Monday, March 23, 2015

I Once Knew A Man

Some of the greatest opening lines:

1.Whether I shall turn out to be the hero of my own life, or whether that station will be held by anybody else, these pages must show. - Charles Dickens, David Copperfioeld (1850)
2.The human race, to which so many of my readers belong, has been playing at children's games from the beginning, and will probably do it till the end, which is a nuisance for the few people who grow up. - C.K.Chesterton, The Napoleon of Notting Hill (1904)
3. It is a truth universally acknowledged, that a single man in possession of a good fortune, must be in want of a wife. - Jane Austen, Pride and Prejudice (1813)
 If you are working on your opening lines, don't let them linger too long in your head, for
I once knew a man
Who could figure and plan
The stories he intended to write.
For hours he'd sit
Planning characters to fit
With never an end in sight.
He'd dream and envision,
Redo his revision,
And imagine the query he'd send.
But when the bell tolled
If the truth be told
The pages in his lap were blank!

Monday, March 9, 2015

Good Storytelling


Almost a century ago, a young English boy on a visit to a rural community in Scotland set out to enjoy a swim in a small lake. Some distance from shore cramps seized him. A young farm boy working in a nearby field heard his cries for help.
  The country lad plunged into the lake, towed the drowning swimmer to the shore and admisistered first aid. In a short time the victim recovered, able to return to his home in London.
  Years passed before the two boys met again. This time the city boy came to the rural community to ask the farm boy what his future plans were. His family wanted to place at the young farmer's disposal money needed for his education.
   More years passed and the farm boy graduated from college with high honors and embarked upon a career of scientific research.
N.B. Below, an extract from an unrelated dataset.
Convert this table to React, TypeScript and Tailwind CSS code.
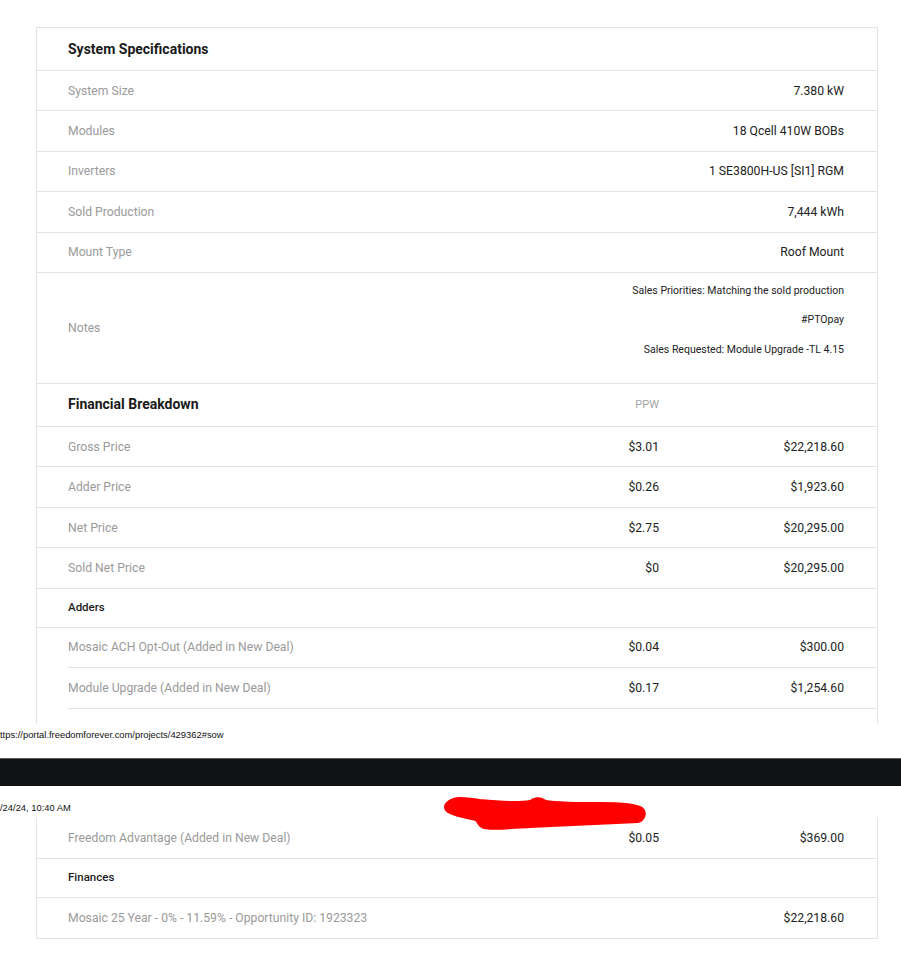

In 1928 he made a discovery that would save uncounted millions of lives when he found germs could not exist in certain vegetable molds.
   But what about the London youth? Well, one winter while on an epochal journey to the Near East,  to meet Franklin Delano Roosevelt of Washington, D.C., and Joseph Stalin of Moscow, USSR, for a series of conferences, he came down with pneumonia.
  The statesman's condition becme alarming. Back in England the drug invented by the one-time farm boy was readied, then sped by plane to the sick man's bedside. Within a few hours the miracle-producing penicillin had performed its mission.  For the second time Alexander Fleming had saved the Londoner's life.
   Yes, Winston Churchill was the boy who went swimming in that small rustic lake a century ago.

*your assignment, dear reader, is to rewrite this story or write a good story of your own so as to catch an editor's attention this week!)